The paper, published today in the peer-reviewed journal The Aging Male, found an elevated risk of death from cardiovascular disease for men with prostate cancer treated with hormone-lowering drugs compared with those who were not.
The highest risk was for coronary heart disease and stroke. The increased risks were apparent from the second year after cancer diagnosis and were more pronounced in older men.
“Hormone therapy is often used for patients with prostate cancer, but more research is now needed to gain a better understanding of the overall risks and benefits of this treatment,” says lead author Justinas Jonusas at the National Cancer Institute, Lithuania. “Our results suggest clinicians should consider risk reduction and mitigation strategies for cardiovascular disease when developing a treatment plan for men diagnosed with prostate cancer, particularly for older patients.”

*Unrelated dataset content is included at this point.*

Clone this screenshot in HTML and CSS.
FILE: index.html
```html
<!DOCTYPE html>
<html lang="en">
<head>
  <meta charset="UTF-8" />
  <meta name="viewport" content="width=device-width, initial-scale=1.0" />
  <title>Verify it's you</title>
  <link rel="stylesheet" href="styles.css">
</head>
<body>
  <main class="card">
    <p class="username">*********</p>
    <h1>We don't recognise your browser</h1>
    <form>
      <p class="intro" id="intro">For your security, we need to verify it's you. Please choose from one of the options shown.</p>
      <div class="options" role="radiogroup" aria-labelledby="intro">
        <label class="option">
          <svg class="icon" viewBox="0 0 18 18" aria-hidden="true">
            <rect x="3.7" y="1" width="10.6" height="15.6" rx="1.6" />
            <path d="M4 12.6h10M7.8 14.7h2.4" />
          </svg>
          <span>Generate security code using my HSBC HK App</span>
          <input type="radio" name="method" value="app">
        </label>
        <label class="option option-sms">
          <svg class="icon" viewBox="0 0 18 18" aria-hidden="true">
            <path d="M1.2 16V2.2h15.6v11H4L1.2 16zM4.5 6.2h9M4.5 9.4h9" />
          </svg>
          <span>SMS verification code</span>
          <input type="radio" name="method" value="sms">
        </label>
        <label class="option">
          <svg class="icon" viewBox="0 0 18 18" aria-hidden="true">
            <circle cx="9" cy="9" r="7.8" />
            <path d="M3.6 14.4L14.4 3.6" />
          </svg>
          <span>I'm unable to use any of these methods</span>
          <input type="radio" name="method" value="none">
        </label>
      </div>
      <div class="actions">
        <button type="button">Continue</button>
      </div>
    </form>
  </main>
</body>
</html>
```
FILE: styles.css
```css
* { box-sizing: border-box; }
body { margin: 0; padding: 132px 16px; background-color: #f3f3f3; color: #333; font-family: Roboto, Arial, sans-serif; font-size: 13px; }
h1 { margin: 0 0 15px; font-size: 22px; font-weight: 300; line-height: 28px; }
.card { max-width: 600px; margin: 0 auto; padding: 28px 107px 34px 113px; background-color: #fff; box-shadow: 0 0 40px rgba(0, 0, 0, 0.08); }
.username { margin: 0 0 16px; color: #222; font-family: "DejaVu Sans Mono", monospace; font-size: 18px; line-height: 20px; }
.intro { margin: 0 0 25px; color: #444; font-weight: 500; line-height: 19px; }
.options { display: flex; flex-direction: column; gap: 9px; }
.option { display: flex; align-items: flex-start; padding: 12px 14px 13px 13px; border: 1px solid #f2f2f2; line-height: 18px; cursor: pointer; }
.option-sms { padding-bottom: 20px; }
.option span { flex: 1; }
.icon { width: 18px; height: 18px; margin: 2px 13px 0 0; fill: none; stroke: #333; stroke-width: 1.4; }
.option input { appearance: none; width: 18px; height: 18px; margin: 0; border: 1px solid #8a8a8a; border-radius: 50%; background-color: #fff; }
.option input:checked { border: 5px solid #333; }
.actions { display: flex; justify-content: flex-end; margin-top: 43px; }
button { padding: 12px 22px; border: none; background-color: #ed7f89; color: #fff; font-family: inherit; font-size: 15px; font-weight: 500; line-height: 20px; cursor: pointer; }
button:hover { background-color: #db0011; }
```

Hormone therapy – which is also known as androgen deprivation therapy – is a mainstay treatment for patients with prostate cancer. The treatment uses surgery or drugs to lower the levels of hormones (such as testosterone) in the body fuelling cancer growth. While some previous research has suggested that hormone therapy can increase the risk of negative cardiovascular outcomes, other studies have not found such a link, leaving the relationship between prostate cancer treatment and cardiovascular disease unclear.
In this study, the researchers used Lithuanian cancer registry data to identify 13,343 men aged 40 to 79 years who were diagnosed with prostate cancer between 2012 and 2016. They compared the risk of death from cardiovascular disease among the 3,797 patients who had received hormone-lowering drugs and 9,546 who had not. The average follow-up time for the group who were treated with hormone therapy was 4.63 years, and 5.13 years for those who were not.

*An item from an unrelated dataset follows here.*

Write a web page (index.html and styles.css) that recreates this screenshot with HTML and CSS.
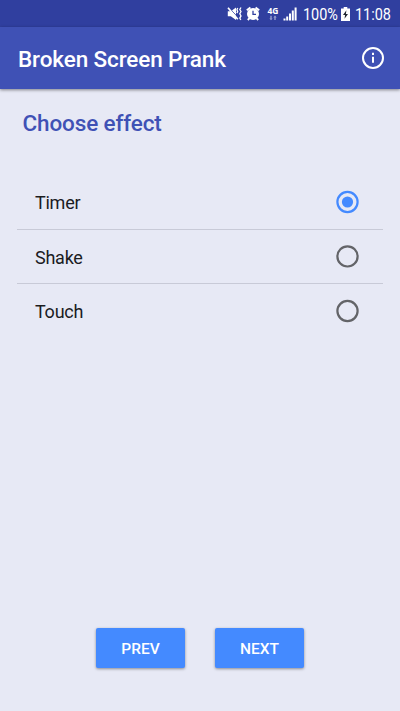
FILE: index.html
```html
<!DOCTYPE html>
<html lang="en">
<head>
<meta charset="utf-8">
<title>Broken Screen Prank</title>
<link rel="stylesheet" href="styles.css">
</head>
<body>
<div class="screen">
  <div class="status">
    <svg class="status-icons" width="78" height="27" viewBox="0 0 78 27" fill="#fff">
      <path d="M7.800 11.200h3L16 7.500v12.500l-5.200-3.700h-3z"/>
      <path d="M9.400 8L18 17.600" stroke="#303f9f" stroke-width="1"/>
      <path d="M8 7.800L17.800 19.300" stroke="#fff" stroke-width="1.700"/>
      <path d="M17.700 8l-.8 1.700.8 1.700-.8 1.700M21 7.500l-1.200 2 1.200 2-1.200 2.200 1.200 2.200-1.200 2.200 1 1.700" fill="none" stroke="#fff" stroke-width="1.300"/>
      <circle cx="33" cy="14" r="6"/>
      <path d="M26.800 10.200l3.600-2.700M39.200 10.200l-3.600-2.700M29.300 18.300l-1.500 1.700M36.700 18.300l1.500 1.700" stroke="#fff" stroke-width="1.900"/>
      <path d="M33 10.700V14.300H36" fill="none" stroke="#303f9f" stroke-width="1.300"/>
      <text class="network" x="47.400" y="14" textLength="11" lengthAdjust="spacingAndGlyphs">4G</text>
      <path d="M51 20.200l-1.700-1.800h1v-2.600h1.400v2.600h1zM55 15.600l1.700 1.800h-1V20h-1.400v-2.600h-1z" opacity=".5"/>
      <path d="M63.500 18.500h2V20.500h-2zM66.200 16.500h2v4h-2zM69 13.500h2v7h-2zM71.800 10.500h2v10h-2zM74.600 7.500h2v13h-2z"/>
    </svg>
    <span class="level"><span class="narrow">100%</span></span>
    <svg class="battery" width="9" height="14" viewBox="0 0 9 14">
      <path d="M0 1.600h2.700V0h3.600v1.600H9V14H0z" fill="#fff"/>
      <path d="M5.400 3.200L2 8h2.100l-.6 3.700L7 6.900H4.900z" fill="#20262f"/>
    </svg>
    <span class="clock"><span class="narrow">11:08</span></span>
  </div>
  <header class="bar">
    <h1>Broken Screen Prank</h1>
    <svg width="24" height="24" viewBox="0 0 24 24">
      <circle cx="12" cy="12" r="10" fill="none" stroke="#fff" stroke-width="2"/>
      <path d="M11 6.800h2V9h-2zM11 10.800h2v6h-2z" fill="#fff"/>
    </svg>
  </header>
  <main>
    <h2>Choose effect</h2>
    <ul class="options">
      <li><span class="label">Timer</span><svg class="radio checked" viewBox="0 0 24 24"><circle cx="11.500" cy="12" r="10.100"/><circle class="dot" cx="11.500" cy="12" r="5.600"/></svg></li>
      <li><span class="label">Shake</span><svg class="radio" viewBox="0 0 24 24"><circle cx="11.500" cy="12.400" r="10.100"/></svg></li>
      <li><span class="label">Touch</span><svg class="radio" viewBox="0 0 24 24"><circle cx="11.500" cy="12" r="10.100"/></svg></li>
    </ul>
  </main>
  <footer>
    <button>PREV</button>
    <button>NEXT</button>
  </footer>
</div>
</body>
</html>
```
FILE: styles.css
```css
* { box-sizing: border-box; }
body {
  margin: 0;
  font-family: Roboto, sans-serif;
  background: #e7e9f5;
}
.screen {
  width: 400px;
  height: 711px;
  display: flex;
  flex-direction: column;
  overflow: hidden;
}
.status {
  height: 27px;
  flex: none;
  display: flex;
  align-items: center;
  padding-left: 220px;
  background: #303f9f;
  color: #fff;
  font-size: 17px;
  line-height: 27px;
}
.network { font: 700 8px "Open Sans", sans-serif; }
.level { width: 35px; margin-left: 4.500px; }
.battery { margin-left: 3.500px; }
.clock { margin-left: 4.500px; width: 38px; }
.narrow {
  display: block;
  white-space: nowrap;
  transform: translateY(1px) scaleX(.85);
  transform-origin: left;
}
.bar {
  height: 62px;
  flex: none;
  display: flex;
  align-items: center;
  justify-content: space-between;
  padding: 0 15px 0 18px;
  background: #3f51b5;
  color: #fff;
  box-shadow: 0 1px 3px rgba(0, 0, 0, .45);
}
h1, h2 { margin: 0; font-weight: 500; font-size: 22.500px; line-height: 28px; }
h1 { padding-top: 1px; letter-spacing: -.110px; }
main { flex: 1; padding: 20px 17px 0; }
h2 { padding-left: 5.500px; color: #3f51b5; letter-spacing: -.130px; }
.options { list-style: none; margin: 39px 0 0; padding: 0; }
.options li {
  height: 54.200px;
  display: flex;
  align-items: center;
  justify-content: space-between;
  padding: 0 23.500px 0 18px;
  border-bottom: 1px solid #c8cad7;
  font-size: 18px;
  letter-spacing: -.250px;
  color: #1b1c1f;
}
.options li:last-child { border-bottom: 0; }
.label { padding-top: 1px; }
.options li:first-child .label { padding-top: 0; }
.radio {
  width: 24px;
  height: 24px;
  margin-bottom: 1px;
  fill: none;
  stroke: #636468;
  stroke-width: 2.200px;
}
.checked { stroke: #448aff; }
.dot { fill: #448aff; stroke: none; }
footer {
  display: flex;
  justify-content: center;
  gap: 30px;
  padding-bottom: 43px;
}
button {
  width: 89px;
  height: 40px;
  border: 0;
  border-radius: 2px;
  padding: 2px 0 0;
  background: #448aff;
  color: #fff;
  font: 500 15.500px Roboto, sans-serif;
  box-shadow: 0 1px 3px rgba(0, 0, 0, .4);
}
```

After making suitable adjustments to the data, the researchers found:
- a more than two-fold increase in the risk of death from cardiovascular disease in men who had received hormone therapy.
- a higher risk of cardiovascular disease-related death from the second year onwards following a prostate cancer diagnosis.
- an almost five-fold higher risk in the 70 to 79 age group of those who received hormone therapy compared to those who did not.
The team also assessed the risk of death from several subtypes of cardiovascular disease, identifying there was a higher risk of dying specifically from stroke or coronary heart disease. These risks were 42% and 70% higher, respectively, in men treated with hormone therapy compared to those who were not.
“Prostate cancer is typically diagnosed in older men, over 65 years or older – and many of them will have already been diagnosed with cardiovascular disease,” says Jonusas. “It is therefore concerning that we found such a tremendous increase in the risk of cardiovascular disease-related death in elderly males receiving hormone-lowering drugs. Consequently, we would like to express our notion that this group of patients should be screened for pre-existing cardiovascular disease and their risk factors to minimise the risk of dying from these conditions.”
This is the first study to analyse hormone-therapy-induced cardiovascular death in a national cohort, based on real-world data.